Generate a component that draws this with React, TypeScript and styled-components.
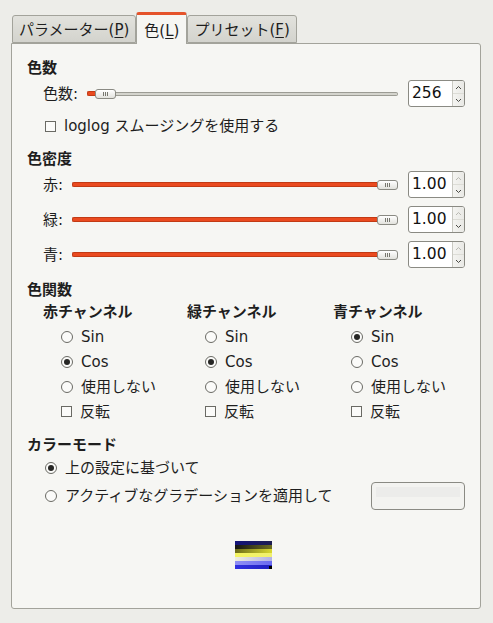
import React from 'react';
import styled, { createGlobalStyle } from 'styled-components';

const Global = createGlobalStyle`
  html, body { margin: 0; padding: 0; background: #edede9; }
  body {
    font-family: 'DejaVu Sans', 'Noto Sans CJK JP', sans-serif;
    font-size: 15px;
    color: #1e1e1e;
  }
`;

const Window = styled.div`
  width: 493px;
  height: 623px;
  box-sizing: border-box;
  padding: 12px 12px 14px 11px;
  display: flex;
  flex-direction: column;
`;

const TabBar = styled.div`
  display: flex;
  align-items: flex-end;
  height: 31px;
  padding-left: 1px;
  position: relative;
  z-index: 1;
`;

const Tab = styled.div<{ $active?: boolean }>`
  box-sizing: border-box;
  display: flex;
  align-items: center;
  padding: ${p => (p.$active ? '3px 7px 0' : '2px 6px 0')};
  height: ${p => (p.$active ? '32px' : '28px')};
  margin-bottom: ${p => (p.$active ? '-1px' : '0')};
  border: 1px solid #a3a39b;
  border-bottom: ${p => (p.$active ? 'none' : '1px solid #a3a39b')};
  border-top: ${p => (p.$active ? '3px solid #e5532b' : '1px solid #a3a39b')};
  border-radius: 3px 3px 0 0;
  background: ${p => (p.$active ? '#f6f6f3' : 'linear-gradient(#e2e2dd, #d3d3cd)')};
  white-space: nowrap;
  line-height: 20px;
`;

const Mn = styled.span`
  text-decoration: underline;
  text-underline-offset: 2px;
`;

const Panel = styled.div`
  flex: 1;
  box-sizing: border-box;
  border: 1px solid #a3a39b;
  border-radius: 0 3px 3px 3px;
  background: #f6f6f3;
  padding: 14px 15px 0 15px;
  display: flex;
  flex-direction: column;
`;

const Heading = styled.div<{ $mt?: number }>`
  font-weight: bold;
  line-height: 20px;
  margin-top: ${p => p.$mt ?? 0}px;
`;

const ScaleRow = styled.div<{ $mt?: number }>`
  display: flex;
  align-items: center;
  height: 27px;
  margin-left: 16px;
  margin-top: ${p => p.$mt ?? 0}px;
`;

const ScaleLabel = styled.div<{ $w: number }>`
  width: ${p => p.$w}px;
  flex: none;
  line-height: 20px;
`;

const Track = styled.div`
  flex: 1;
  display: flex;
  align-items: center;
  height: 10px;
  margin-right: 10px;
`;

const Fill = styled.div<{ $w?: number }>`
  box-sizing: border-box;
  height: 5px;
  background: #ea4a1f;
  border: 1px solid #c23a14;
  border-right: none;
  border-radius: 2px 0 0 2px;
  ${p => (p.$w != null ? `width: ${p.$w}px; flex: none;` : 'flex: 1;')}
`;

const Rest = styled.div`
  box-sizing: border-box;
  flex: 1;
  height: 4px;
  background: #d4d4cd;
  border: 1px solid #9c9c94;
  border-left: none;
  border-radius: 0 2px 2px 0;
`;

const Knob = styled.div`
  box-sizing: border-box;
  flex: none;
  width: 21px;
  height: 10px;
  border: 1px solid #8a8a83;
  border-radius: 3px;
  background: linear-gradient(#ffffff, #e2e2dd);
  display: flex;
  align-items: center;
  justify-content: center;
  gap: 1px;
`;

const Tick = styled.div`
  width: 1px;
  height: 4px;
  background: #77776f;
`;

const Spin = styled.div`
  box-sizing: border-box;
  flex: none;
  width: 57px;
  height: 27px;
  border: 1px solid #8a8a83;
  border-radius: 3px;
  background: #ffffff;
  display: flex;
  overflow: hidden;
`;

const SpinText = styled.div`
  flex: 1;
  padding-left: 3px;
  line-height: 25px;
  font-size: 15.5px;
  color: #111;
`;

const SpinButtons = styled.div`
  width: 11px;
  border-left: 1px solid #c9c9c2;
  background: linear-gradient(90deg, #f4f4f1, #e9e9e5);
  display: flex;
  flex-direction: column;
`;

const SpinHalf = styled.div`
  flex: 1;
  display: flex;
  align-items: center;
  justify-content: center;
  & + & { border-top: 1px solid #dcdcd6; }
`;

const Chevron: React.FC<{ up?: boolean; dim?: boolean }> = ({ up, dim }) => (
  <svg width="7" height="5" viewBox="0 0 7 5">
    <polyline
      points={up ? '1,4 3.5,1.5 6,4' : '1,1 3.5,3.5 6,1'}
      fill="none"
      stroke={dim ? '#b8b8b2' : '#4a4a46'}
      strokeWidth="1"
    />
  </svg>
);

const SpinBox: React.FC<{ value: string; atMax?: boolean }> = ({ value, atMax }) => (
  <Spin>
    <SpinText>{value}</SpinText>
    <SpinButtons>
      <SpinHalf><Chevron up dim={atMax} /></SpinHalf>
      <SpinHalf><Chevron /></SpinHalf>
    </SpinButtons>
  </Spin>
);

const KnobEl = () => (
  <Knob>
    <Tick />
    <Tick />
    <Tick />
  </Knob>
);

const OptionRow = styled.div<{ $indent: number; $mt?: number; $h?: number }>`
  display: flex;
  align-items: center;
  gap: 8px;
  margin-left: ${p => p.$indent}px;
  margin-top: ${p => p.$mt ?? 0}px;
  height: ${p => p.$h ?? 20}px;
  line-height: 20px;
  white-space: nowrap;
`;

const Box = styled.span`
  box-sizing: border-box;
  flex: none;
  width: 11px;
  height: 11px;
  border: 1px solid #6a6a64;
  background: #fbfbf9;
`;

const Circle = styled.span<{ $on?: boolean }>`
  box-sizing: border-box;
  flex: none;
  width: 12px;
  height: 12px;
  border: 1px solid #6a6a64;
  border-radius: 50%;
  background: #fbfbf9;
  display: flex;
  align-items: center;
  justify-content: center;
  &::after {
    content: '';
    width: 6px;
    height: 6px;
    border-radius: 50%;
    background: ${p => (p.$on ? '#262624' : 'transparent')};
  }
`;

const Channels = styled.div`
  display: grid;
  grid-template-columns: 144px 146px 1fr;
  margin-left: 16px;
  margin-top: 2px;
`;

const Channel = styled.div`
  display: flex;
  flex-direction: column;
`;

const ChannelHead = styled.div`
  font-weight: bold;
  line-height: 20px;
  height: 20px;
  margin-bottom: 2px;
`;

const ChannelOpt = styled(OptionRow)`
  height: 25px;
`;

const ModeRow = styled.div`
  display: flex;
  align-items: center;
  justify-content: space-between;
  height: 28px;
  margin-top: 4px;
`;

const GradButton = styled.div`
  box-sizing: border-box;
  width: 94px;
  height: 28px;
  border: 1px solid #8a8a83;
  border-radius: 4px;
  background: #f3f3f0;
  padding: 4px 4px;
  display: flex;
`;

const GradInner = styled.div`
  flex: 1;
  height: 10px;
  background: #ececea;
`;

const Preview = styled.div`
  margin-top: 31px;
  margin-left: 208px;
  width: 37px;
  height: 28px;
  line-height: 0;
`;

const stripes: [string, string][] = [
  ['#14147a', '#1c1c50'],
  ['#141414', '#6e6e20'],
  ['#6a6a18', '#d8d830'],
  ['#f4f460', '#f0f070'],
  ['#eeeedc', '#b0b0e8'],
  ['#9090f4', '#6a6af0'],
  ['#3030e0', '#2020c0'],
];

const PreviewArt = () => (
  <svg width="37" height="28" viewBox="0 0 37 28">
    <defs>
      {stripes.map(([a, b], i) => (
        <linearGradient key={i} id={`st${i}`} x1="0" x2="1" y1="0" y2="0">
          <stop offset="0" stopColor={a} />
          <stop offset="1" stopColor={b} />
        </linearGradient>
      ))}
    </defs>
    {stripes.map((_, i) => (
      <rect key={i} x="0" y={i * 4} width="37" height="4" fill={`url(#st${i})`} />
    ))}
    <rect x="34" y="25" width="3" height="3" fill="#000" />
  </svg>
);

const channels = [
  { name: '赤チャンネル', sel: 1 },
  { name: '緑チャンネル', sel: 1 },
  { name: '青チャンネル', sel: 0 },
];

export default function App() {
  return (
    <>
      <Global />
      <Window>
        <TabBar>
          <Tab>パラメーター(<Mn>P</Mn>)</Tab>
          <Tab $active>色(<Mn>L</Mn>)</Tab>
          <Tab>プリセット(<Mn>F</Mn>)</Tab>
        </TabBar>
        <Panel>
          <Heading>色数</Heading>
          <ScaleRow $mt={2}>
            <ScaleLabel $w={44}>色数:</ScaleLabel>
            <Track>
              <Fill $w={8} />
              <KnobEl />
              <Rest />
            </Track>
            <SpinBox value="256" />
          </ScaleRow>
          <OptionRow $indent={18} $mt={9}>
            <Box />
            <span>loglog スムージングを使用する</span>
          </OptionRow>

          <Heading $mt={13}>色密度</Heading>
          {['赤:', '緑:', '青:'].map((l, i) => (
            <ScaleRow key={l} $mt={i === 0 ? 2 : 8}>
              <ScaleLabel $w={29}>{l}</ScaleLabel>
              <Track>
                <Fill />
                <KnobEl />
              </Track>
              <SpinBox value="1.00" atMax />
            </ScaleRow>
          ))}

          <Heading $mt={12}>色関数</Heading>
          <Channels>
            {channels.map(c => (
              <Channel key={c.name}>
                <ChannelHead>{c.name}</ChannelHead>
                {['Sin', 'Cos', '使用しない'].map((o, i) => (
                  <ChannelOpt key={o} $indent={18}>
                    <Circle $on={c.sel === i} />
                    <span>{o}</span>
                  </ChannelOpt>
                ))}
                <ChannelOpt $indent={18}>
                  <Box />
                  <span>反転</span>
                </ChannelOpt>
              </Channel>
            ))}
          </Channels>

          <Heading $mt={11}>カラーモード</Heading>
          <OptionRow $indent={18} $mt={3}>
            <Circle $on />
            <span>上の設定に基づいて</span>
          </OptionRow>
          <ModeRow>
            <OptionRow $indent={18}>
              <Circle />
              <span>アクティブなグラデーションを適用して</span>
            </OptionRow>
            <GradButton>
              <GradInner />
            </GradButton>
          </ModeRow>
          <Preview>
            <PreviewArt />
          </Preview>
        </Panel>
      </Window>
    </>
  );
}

## WHAT THE EXERCISE ASKS
Only the number is wanted: how many lines of the data contain the word "components"?

## TASK RESPONSE
2